Here’s the thing: the liquidity ratio isn’t just a line item on a sheet. It’s a compass for day-to-day decisions. It nudges managers to ask, “Do we have enough liquidity to cover next month’s payroll for crews? Can we handle an unplanned outage without calling in a high-cost lender? Are we making the most of our working capital, or is money sitting idle somewhere?”

For people studying or working in the power-substation arena, these questions aren’t abstract. They map directly to reliability, safety, and service quality. When you can consistently cover short-term obligations, you keep the lights on—literally and figuratively. That sense of steady capability translates into trust with suppliers, lenders, and the workforce. And trust, in this field, is priceless.

A quick recap you can carry in your notebook

  • The liquidity ratio measures how well an organization can meet short-term obligations using assets that can be quickly turned into cash.

  • The current ratio is a common form of this measure: current assets divided by current liabilities.

  • A higher ratio usually points to stronger short-term health, but context matters; too high can hide inefficiencies.

  • ROI and debt-to-equity speak to profitability and long-term solvency, not day-to-day liquidity. Use them together for a complete view.

  • In energy services and substation work, liquidity translates into reliability, steady operations, and the ability to act quickly when opportunities or issues arise.

A final thought to keep in mind

Money moves through a company like energy moves through a grid: it has to flow where it’s needed, when it’s needed. The liquidity ratio is the quick check you use to ensure that flow isn’t about luck or wishful thinking. It’s about discipline, foresight, and practical planning.

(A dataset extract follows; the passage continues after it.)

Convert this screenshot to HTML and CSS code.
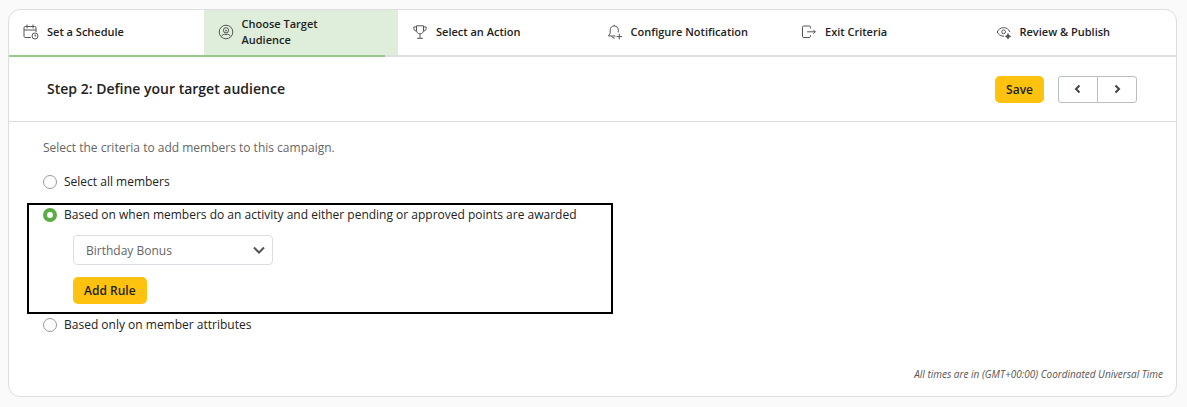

If you’re comparing firms, or simply sharpening your own understanding of financial health, you’ll find this ratio a reliable guide. It isn’t the whole map, but it’s an essential compass—helping you steer through the next set of decisions with a clearer picture of what’s coming due and what you can confidently cover. And in a field where timing matters, that clarity isn’t just nice to have—it’s part of doing the job well.